Se as pessoas estão sempre indo e vindo, eu só queria alguém minimamente eterno em sua duração, que me fizesse parar de achar normal essa história de perder as pessoas pela vida.
Eu não quero viver como se sobrevivesse a cada dia que passo sozinha. Não quero andar como se procurasse meu complemento em cada olhar vago. Eu acho que mereço mais que isso por tudo o que eu sei que posso fazer por alguém. E fico só esperando, na surpresa do dia que eu desencanar de esperar, um par de olhos que me faça ficar sem nenhuma palavra, nada além de dois olhos se enlaçando quatro.
Vou embora querendo alguém que me diga pra ficar. Estou sempre de partida, malas feitas, portas trancadas, chave em punho. No fundo eu quero dizer "Me impede de ir. Fica parado na minha frente e fala que eu tenho lugar por aqui, que não preciso abandonar tudo cada vez que a solidão me derruba. Me ajuda a levar a vida menos a sério, porque é só vida, afinal." E acabo calada, porque não faz sentido dizer tudo isso sem ter pra quem.

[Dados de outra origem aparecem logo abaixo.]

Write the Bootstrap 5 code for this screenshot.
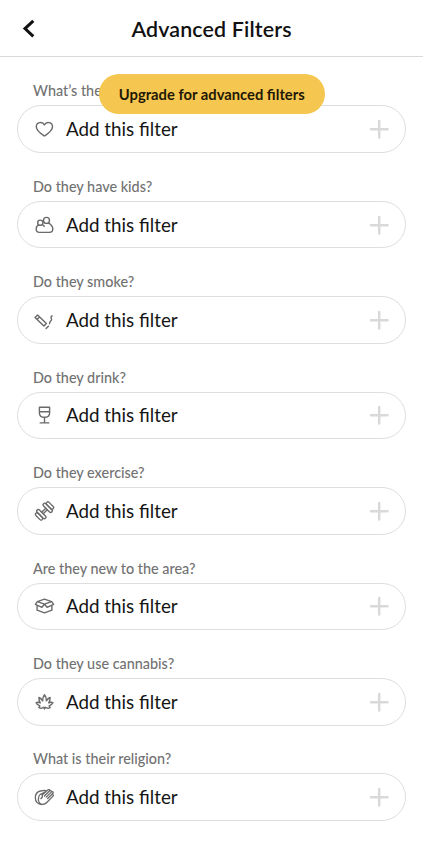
<!DOCTYPE html>
<html lang="en">
<head>
<meta charset="utf-8">
<meta name="viewport" content="width=device-width, initial-scale=1">
<title>Advanced Filters</title>
<link href="https://cdn.jsdelivr.net/npm/bootstrap@5.3.0/dist/css/bootstrap.min.css" rel="stylesheet">
<style>
body{font-family:Lato,"Open Sans",sans-serif;color:#111;background:#fff;height:850px;overflow:hidden}
.top-bar{height:57px;border-bottom:1px solid #d9d9d9}
.top-bar h1{font-size:21.4px;font-weight:600;letter-spacing:.15px;line-height:26px;padding-top:1px}
.back-btn{width:24px;height:24px;left:17px;top:15px}
.upgrade{top:73.5px;left:98.5px;width:226.5px;height:40.5px;background:#f5c750;color:#1f1805;font-size:14.75px;font-weight:700;z-index:2}
.filter-group{height:95.43px;padding:0 17px 0 16.5px}
.filter-label{height:48.4px;padding:24.4px 0 0 16.5px;font-size:14.4px;line-height:20px;color:#727272;font-weight:500}
.filter-pill{height:47.6px;border:1.2px solid #dedede;border-radius:24px;padding:0 14.5px;background:#fff;color:#151515;font-size:18.8px}
.filter-pill svg{fill:none;stroke:#6a6a6a;stroke-width:1.4;stroke-linecap:round;stroke-linejoin:round;flex:none}
.filter-pill .plus{stroke:#d9d9d9;stroke-width:2.5}
.filter-name{margin-left:10px;line-height:24px}
</style>
<script src="https://cdn.jsdelivr.net/npm/bootstrap@5.3.0/dist/js/bootstrap.bundle.min.js"></script>
</head>
<body>
<header class="top-bar d-flex align-items-center justify-content-center position-relative">
  <a href="#" class="back-btn position-absolute d-flex" aria-label="Back"><svg width="24" height="24" viewBox="0 0 24 24" fill="none" stroke="#111" stroke-width="3"><path d="M16.300 5.800 8 13.600l8.300 7.800"/></svg></a>
  <h1 class="m-0">Advanced Filters</h1>
</header>
<div class="upgrade position-absolute rounded-pill d-flex align-items-center justify-content-center">Upgrade for advanced filters</div>
<main>
  <section class="filter-group"><div class="filter-label">What’s the</div>
    <div class="filter-pill d-flex align-items-center"><svg width="24" height="24" viewBox="0 0 24 24"><path d="M12.400 19C8.500 16.400 4.300 13.700 4.300 9.700c0-4.500 6-5.700 8.100-1.900 2.100-3.800 8.100-2.600 8.100 1.900 0 4-4.200 6.700-8.100 9.300z"/></svg><span class="filter-name">Add this filter</span><svg class="plus ms-auto" width="24" height="24" viewBox="0 0 24 24"><path d="M12.200 4v16.500M4 12.200h16.500"/></svg></div></section>
  <section class="filter-group"><div class="filter-label">Do they have kids?</div>
    <div class="filter-pill d-flex align-items-center"><svg width="24" height="24" viewBox="0 0 24 24"><circle cx="14.500" cy="7.400" r="3"/><circle cx="8.300" cy="9.700" r="2.600"/><path d="M6.700 11.900C5 12.500 4.200 14 4.200 16c0 2.200 1.200 3.400 3.200 3.400h10c2.200 0 3.400-1.200 3.400-3.300 0-2.800-1.700-4.500-4.300-5.900M10.200 11.700c1 .3 1.500.9 2 1.700"/></svg><span class="filter-name">Add this filter</span><svg class="plus ms-auto" width="24" height="24" viewBox="0 0 24 24"><path d="M12.200 4v16.500M4 12.200h16.500"/></svg></div></section>
  <section class="filter-group"><div class="filter-label">Do they smoke?</div>
    <div class="filter-pill d-flex align-items-center"><svg width="24" height="24" viewBox="0 0 24 24"><path d="M3 9.500 5.600 7 14.400 15.400l-2.500 2.500zM5.100 11.300l2.500-2.400M16.400 18.300l-2.300 2.300M20.200 7.900c-2.800 1.200.3 3-.9 4.500-.6.800-2 1.200-1.700 3.200"/></svg><span class="filter-name">Add this filter</span><svg class="plus ms-auto" width="24" height="24" viewBox="0 0 24 24"><path d="M12.200 4v16.500M4 12.200h16.500"/></svg></div></section>
  <section class="filter-group"><div class="filter-label">Do they drink?</div>
    <div class="filter-pill d-flex align-items-center"><svg width="24" height="24" viewBox="0 0 24 24"><path d="M7.400 4.200h10.200v5.700c0 3-2 4.300-5.100 4.300s-5.100-1.300-5.100-4.300zM7.400 8.800h10.200M12.500 14.200v5.500M8.200 19.900h8.600"/></svg><span class="filter-name">Add this filter</span><svg class="plus ms-auto" width="24" height="24" viewBox="0 0 24 24"><path d="M12.200 4v16.500M4 12.200h16.500"/></svg></div></section>
  <section class="filter-group"><div class="filter-label">Do they exercise?</div>
    <div class="filter-pill d-flex align-items-center"><svg width="24" height="24" viewBox="0 0 24 24"><g transform="rotate(-45 12.500 12)" stroke-width="1.350"><rect x="6.400" y="6.200" width="3.200" height="11.600" rx="1.600"/><rect x="3.200" y="7.500" width="3.200" height="9" rx="1.600"/><rect x="15.400" y="6.200" width="3.200" height="11.600" rx="1.600"/><rect x="18.600" y="7.500" width="3.200" height="9" rx="1.600"/><path d="M9.600 10.900h5.800M9.600 13.100h5.800"/></g></svg><span class="filter-name">Add this filter</span><svg class="plus ms-auto" width="24" height="24" viewBox="0 0 24 24"><path d="M12.200 4v16.500M4 12.200h16.500"/></svg></div></section>
  <section class="filter-group"><div class="filter-label">Are they new to the area?</div>
    <div class="filter-pill d-flex align-items-center"><svg width="24" height="24" viewBox="0 0 24 24"><path d="M5.300 7.600 12.500 5.200l7.200 2.400 1.900 2.800-6.500 2.900-2.600-3.100-2.600 3.100-6.500-2.900zM5.300 7.600l7.200 2.600 7.200-2.600M5.100 11.600v4.600l7.400 2.700 7.400-2.700v-4.600"/></svg><span class="filter-name">Add this filter</span><svg class="plus ms-auto" width="24" height="24" viewBox="0 0 24 24"><path d="M12.200 4v16.500M4 12.200h16.500"/></svg></div></section>
  <section class="filter-group"><div class="filter-label">Do they use cannabis?</div>
    <div class="filter-pill d-flex align-items-center"><svg width="24" height="24" viewBox="0 0 24 24"><path d="M12.500 4.700c1.500 1.900 2.100 4 1.800 6.200 1-1.700 2.100-2.800 3.800-3.400.1 2-.3 3.800-1.400 5.400 1.400-.7 2.600-.8 4.200-.3-.8 1.700-2 2.700-3.800 3.200l1.100 1.800c-1.900.9-3.500.8-5-.4l-.7 1.900-.7-1.900c-1.500 1.200-3.100 1.300-5 .4l1.100-1.800c-1.800-.5-3-1.500-3.800-3.200 1.600-.5 2.800-.4 4.200.3-1.100-1.600-1.500-3.400-1.400-5.400 1.700.6 2.800 1.700 3.800 3.400-.3-2.200.3-4.300 1.800-6.200z"/></svg><span class="filter-name">Add this filter</span><svg class="plus ms-auto" width="24" height="24" viewBox="0 0 24 24"><path d="M12.200 4v16.500M4 12.200h16.500"/></svg></div></section>
  <section class="filter-group"><div class="filter-label">What is their religion?</div>
    <div class="filter-pill d-flex align-items-center"><svg width="24" height="24" viewBox="0 0 24 24"><path stroke-width="1.300" d="M8.300 6C5 6.900 3.300 9.200 3.300 12.700c0 4 2.700 6.800 6.300 6.900M8.300 6l4.500-.6c1.200 0 1.400 1.300.3 1.700L8.400 9.300c-1.800 1-1.600 2.600-2 4.700-.4 3.200 1.700 5.300 4.500 5.300 1.700 0 3-.8 4.100-2l6-6.200c1.100-1.100-.4-2.400-1.500-1.300L15.700 13.500M19.500 9.800l1.400-1.500c.9-1.200-.5-2.300-1.600-1.200l-5.100 5M19.300 7.100c.7-1.200-.8-2.100-1.800-1.100L12.400 11M17.500 6c.6-1.300-.9-1.900-1.800-1L10.200 10.100c.5 1.400 0 2.600-1.300 3.500"/></svg><span class="filter-name">Add this filter</span><svg class="plus ms-auto" width="24" height="24" viewBox="0 0 24 24"><path d="M12.200 4v16.500M4 12.200h16.500"/></svg></div></section>
</main>
</body>
</html>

E eu quis. Quis algo além da rotina do trabalho e gente fabricada com seus narizes perfeitos e cabelos penteados. Quis algo certo como o frio na barriga e a respiração travada, o coração esquecendo de bater. Quis algo errado que me fizesse bem só por escapar do caminho óbvio de toda noite.
Falo da vida como se fosse um verbo no passado, alguma coisa que costumava ser e hoje só me lembro. Falta tempo, falta apego, faltam laços e sobra essa mania de descrever o sentimento dos outros que não sabem dizer. Sobrevivo das lembranças, tão alheias e mais coloridas do que eram realmente, quando chamadas de presente.
Estou ficando morna de tanto não me permitir ir além, de tanto calcular meus passos, me esconder em falsa timidez, evitar sentimentos, evitar relacionamentos, evitar gente só por ser gente e pela possibilidade de alguma coisa dar errado.
Quanto mais aprendo sobre mim, mais boicoto meus conhecimentos. Quero contradizer todas as afirmações que faço lutando para entender o que se passa em mim. Não devo ser tão complicada, mas ser extremista faz com que os sentimentos que divido com toda mulher sirvam como base pra decidir tudo na minha vida. Indecisões são capazes de preencher meu dia, mudar minha vida, acabar com meu humor. Possibilidades tentam perfurar meu estômago, atravessar meu corpo, tentam me destruir antes mesmo de terem permissão para acontecer.
Vou dispensando tudo o que não julgo suficiente pra me roubar a solidão. Vou excluindo do meu convívio todos que não parecem prontos pra marcar meu dias. E vou me excluindo um pouquinho também, vou me dispensando sem pudores, porque é mais fácil me deixar de lado do que lidar com a minha falta de coerência.
Quero os melhores romances, ou prefiro ficar sozinho. Quero as melhores lembranças, ou prefiro não lembrar. Ou vivo intensamente, ou vou levando essa rotina que não incomoda, não interfere, não fere, mas também não é vida. (Interrogação)
Tenho vontade de encher parágrafos e mais parágrafos com pontos de interrogação. É tudo o que eu penso em escrever. Tenho mil perguntas para fazer e parece que quanto mais respostas, mais dúvidas surgem. Quanto mais me conheço, menos sei o que fazer de mim. Quero explodir, mas me contenho, quero me impor, mas me escondo, quero gostar, mas racionalizo. Onde vou chegar se não me soltar? Tenho medo de ficar presa nessas linhas. Tenho medo do que eu escrevo se tornar realidade. E se eu ficar muito Verônica? E se eu tiver que ser alguma coisa pra sempre, porque o que está no papel não se apaga mais, e estou escrevendo quase certezas sobre mim o tempo todo?
Seu medo é de ser feliz? Então dividimos esse pavor doentio da alegria, podemos partilhar o pânico de sorrir até que a tristeza não faça mais sentido a dois.